Where does that leave the narrator? Well, there is a clue at the end about his future. But more important to the overall focus of the story than this revelation is a dream the narrator has. They spend the night in a room filled with aquariums; Saiki has once again taken up the hobby of tending to tropical fish. He may even be interested in Urabe's breeding focus.
In the dream, the juvenile bonyfish that is in one tank suddenly jumps out of it and lands on the narrator's chest. He can't breathe. His wife is no longer in the room. He tries to sit up, to throw the fish off him, but cannot. When he wakes up, the fish has not left its tank and his wife is sleeping peacefully beside him.
Is he trying to throw off the idea of fatherhood, which has continued to elude him? If he ever became a father, what kind of a parent would he be?
Oyamade uses the stories of the animals to show the ways in which the three men react to being part of a family. Saiki not only embraces the idea of fatherhood, he extends his family circle to his neighbors. His wife and the narrator's wife become close friends, creating another familial circle. The narrator is part of these circles, yet distant from them in his descriptions. Is this his way to report what happened? Or is it indicative of how he feels?

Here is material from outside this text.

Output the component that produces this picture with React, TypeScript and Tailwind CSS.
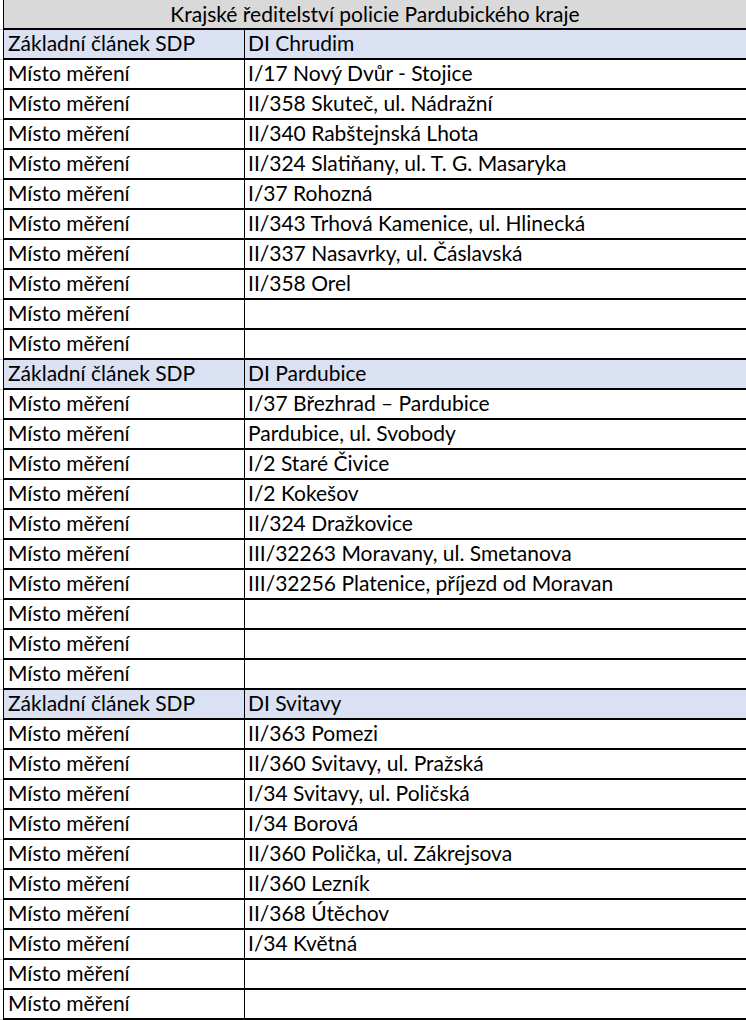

One of the fascinating part of Weasels in the Attic is that the focus is on the men. It's an opportunity for a woman, such as Oyamada, to look at the themes of fertility and family that are often relegated to the sphere of women. Her showcasing that not all men react the same is an important consideration.
The translator, David Boyd, deserves mention as well. When a translator does a wonderful job, such as here, it is worth noting how important that work is. He places anyone reading Oyamada's work in English easily in her world as the narrator is placed in homes of the others he is bringing to life.